Directive —
Where the string "with" occurs in the material below, report the whole line.

-- -- --

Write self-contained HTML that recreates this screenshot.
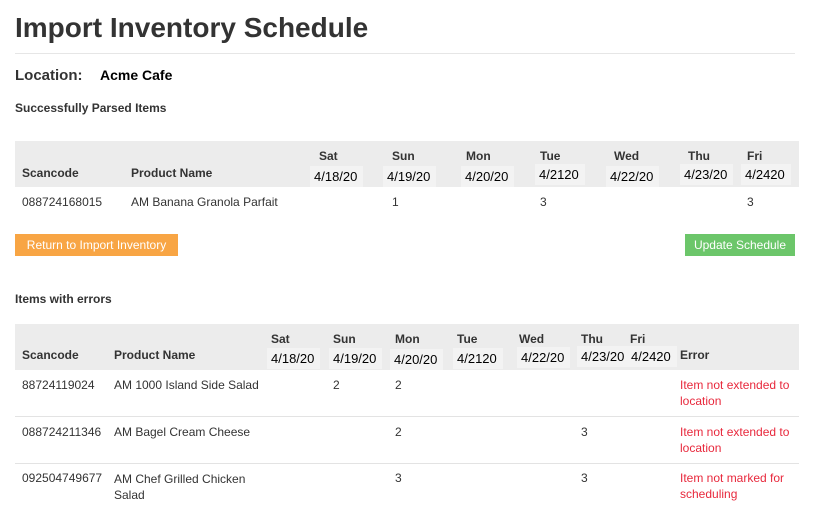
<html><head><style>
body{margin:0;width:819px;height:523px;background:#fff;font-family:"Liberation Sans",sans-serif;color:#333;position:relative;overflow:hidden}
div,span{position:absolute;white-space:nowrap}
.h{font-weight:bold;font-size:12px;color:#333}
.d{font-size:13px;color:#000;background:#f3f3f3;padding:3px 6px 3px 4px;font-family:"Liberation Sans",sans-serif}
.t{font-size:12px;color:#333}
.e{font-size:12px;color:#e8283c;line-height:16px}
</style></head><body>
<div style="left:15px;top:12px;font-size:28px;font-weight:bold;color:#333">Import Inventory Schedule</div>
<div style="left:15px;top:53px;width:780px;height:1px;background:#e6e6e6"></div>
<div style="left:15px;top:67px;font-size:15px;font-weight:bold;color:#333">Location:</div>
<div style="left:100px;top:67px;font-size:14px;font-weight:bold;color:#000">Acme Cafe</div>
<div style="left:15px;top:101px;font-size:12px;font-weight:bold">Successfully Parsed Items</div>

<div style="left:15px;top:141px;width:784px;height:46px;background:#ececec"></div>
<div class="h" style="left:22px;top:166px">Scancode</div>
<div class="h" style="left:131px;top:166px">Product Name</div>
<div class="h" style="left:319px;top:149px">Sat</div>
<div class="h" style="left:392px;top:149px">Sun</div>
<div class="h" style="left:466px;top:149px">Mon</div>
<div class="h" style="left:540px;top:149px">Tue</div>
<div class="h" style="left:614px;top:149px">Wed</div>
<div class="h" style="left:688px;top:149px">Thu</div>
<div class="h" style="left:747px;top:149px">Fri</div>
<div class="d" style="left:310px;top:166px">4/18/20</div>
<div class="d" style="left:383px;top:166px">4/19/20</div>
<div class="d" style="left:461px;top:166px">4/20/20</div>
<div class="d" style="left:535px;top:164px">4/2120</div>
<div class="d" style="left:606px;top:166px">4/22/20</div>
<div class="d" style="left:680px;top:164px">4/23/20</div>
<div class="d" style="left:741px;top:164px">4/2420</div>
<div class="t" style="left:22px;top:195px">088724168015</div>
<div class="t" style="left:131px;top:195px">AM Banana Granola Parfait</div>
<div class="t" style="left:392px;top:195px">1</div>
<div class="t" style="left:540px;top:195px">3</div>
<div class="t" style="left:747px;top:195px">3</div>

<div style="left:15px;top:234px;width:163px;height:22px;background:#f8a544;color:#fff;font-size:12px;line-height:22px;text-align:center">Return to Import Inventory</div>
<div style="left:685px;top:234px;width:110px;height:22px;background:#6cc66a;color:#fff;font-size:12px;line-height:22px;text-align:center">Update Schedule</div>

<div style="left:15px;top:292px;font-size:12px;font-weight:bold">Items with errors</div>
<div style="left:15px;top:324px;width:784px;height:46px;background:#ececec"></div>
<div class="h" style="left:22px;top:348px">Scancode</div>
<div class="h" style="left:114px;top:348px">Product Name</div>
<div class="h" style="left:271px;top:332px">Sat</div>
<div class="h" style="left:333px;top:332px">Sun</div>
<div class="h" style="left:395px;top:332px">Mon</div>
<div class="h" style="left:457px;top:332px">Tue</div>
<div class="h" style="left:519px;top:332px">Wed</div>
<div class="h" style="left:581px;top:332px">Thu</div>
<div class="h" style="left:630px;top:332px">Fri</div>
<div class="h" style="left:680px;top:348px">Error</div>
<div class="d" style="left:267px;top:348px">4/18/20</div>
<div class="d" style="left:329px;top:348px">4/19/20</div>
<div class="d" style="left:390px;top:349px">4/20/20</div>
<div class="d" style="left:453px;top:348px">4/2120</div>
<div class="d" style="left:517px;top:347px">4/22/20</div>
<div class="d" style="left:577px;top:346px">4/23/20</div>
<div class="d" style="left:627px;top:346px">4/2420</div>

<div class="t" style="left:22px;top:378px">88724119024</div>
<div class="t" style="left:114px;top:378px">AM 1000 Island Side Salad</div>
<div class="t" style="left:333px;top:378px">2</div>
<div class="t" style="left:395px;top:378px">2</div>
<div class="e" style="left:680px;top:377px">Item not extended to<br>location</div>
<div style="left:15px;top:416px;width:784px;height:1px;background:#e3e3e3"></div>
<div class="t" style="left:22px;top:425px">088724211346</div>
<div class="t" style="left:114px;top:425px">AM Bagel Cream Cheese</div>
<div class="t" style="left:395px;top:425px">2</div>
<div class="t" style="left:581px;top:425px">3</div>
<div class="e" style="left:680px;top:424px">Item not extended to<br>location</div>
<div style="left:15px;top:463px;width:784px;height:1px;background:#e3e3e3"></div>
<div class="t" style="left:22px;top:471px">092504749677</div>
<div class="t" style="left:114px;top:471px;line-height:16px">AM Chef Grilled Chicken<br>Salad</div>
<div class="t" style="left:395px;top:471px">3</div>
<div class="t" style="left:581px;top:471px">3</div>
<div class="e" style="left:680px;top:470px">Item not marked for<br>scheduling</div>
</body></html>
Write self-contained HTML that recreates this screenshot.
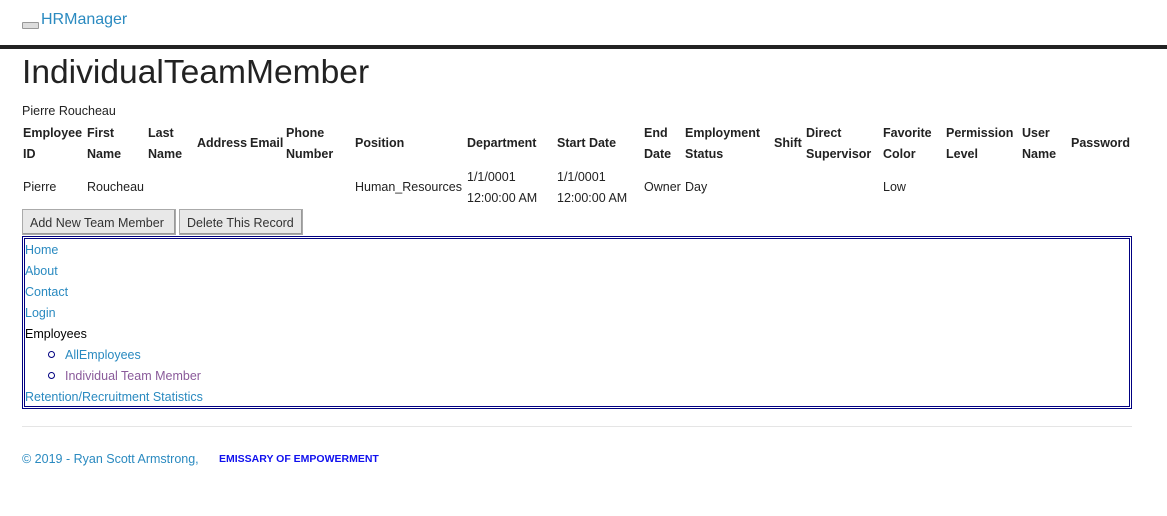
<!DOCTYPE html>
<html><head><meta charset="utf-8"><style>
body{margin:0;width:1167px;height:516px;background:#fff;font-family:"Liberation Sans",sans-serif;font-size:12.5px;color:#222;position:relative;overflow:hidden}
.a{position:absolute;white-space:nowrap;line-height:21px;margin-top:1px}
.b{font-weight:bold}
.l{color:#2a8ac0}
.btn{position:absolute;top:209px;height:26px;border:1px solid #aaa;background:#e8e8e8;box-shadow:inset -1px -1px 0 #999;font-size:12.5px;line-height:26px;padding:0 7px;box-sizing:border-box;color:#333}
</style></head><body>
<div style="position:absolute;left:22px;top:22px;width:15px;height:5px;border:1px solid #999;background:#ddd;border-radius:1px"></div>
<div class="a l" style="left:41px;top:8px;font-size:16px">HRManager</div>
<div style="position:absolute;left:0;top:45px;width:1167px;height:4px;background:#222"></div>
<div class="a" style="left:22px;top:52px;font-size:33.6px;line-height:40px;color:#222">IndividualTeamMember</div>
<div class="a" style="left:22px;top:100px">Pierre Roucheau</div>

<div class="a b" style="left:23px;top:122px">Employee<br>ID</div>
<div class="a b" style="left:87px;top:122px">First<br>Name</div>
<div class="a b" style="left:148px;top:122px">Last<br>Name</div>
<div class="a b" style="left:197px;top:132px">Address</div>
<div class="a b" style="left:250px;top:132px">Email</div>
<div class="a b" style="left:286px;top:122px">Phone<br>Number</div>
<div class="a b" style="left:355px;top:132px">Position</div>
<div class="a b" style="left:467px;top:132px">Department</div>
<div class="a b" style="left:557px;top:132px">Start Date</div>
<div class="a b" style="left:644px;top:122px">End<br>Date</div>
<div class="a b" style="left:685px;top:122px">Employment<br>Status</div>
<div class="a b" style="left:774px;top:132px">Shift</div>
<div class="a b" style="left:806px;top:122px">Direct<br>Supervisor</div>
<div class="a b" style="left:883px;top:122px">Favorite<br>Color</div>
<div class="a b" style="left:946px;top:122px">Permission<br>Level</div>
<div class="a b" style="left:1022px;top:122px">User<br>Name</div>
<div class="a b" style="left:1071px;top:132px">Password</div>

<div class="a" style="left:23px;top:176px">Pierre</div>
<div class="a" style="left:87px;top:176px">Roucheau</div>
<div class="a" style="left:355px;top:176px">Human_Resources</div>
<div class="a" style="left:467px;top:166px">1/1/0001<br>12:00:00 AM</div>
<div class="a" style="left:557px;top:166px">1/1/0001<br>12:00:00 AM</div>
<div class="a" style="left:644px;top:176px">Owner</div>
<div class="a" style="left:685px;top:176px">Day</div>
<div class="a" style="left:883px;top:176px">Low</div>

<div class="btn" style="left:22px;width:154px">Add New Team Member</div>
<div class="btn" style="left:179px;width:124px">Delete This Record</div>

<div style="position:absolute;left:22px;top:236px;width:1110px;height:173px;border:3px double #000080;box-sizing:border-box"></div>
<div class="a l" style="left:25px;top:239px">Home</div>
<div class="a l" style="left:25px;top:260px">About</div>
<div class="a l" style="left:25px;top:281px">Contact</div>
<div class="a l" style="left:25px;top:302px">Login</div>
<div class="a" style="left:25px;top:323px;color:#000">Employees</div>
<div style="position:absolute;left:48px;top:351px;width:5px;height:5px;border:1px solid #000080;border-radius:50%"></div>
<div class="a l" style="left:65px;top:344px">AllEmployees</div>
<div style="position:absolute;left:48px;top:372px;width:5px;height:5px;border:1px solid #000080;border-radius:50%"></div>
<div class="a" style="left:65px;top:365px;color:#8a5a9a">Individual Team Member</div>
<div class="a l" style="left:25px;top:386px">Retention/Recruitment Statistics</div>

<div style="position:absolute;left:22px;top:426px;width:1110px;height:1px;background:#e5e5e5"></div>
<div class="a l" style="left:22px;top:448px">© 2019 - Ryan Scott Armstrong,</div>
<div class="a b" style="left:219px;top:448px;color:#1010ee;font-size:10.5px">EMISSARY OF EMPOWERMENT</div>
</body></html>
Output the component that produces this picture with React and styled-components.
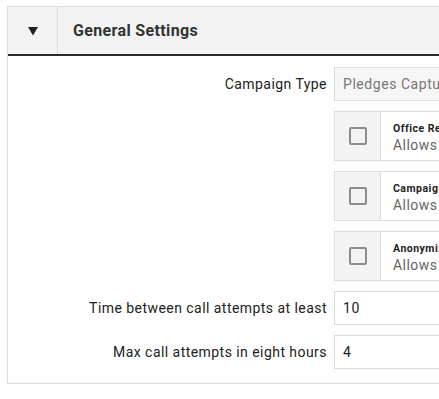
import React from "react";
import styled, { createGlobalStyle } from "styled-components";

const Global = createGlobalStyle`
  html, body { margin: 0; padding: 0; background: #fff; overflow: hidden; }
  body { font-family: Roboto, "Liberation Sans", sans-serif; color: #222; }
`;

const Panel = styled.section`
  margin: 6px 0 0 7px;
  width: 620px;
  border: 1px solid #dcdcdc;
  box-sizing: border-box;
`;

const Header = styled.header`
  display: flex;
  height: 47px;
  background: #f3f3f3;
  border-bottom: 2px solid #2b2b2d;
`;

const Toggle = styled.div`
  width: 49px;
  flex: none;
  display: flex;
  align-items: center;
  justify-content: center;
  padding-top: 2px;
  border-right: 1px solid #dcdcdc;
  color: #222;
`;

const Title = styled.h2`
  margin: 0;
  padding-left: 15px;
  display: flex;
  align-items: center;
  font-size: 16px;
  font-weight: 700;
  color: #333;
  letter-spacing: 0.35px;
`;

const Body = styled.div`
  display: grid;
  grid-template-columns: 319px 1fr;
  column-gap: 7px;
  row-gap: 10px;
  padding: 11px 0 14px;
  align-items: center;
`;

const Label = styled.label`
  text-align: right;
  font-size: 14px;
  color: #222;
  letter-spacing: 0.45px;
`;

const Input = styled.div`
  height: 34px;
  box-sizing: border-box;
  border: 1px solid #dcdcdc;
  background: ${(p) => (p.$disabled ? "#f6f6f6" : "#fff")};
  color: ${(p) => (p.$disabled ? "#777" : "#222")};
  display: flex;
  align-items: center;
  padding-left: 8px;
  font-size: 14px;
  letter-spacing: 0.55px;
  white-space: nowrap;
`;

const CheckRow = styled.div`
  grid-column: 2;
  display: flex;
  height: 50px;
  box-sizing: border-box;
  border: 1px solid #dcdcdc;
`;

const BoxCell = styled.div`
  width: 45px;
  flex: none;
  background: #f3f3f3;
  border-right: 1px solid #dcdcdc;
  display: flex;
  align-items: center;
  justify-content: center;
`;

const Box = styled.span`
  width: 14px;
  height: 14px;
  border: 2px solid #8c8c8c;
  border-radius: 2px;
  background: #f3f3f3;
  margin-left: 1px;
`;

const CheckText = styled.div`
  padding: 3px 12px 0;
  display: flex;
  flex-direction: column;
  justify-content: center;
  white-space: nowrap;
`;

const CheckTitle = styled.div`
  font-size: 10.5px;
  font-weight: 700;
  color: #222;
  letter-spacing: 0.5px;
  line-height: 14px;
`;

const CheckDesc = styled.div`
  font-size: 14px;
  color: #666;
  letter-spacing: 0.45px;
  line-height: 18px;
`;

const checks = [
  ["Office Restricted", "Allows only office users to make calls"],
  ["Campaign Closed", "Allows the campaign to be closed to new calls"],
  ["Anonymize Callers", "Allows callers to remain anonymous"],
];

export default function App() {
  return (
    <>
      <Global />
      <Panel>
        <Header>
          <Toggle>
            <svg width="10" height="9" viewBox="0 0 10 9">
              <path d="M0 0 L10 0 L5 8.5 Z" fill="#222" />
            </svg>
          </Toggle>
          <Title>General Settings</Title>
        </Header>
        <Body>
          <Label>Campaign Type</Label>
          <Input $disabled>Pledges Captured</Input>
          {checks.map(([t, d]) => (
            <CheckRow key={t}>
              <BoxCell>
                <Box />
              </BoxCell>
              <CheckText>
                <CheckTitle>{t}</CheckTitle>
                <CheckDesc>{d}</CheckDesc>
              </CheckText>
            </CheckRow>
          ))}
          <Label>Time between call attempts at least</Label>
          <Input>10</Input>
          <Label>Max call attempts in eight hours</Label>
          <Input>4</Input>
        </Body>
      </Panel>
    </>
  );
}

-- -- --

Task output —
<div style="left:15px;top:292px;font-size:12px;font-weight:bold">Items with errors</div>
Output the component that produces this picture with React and styled-components.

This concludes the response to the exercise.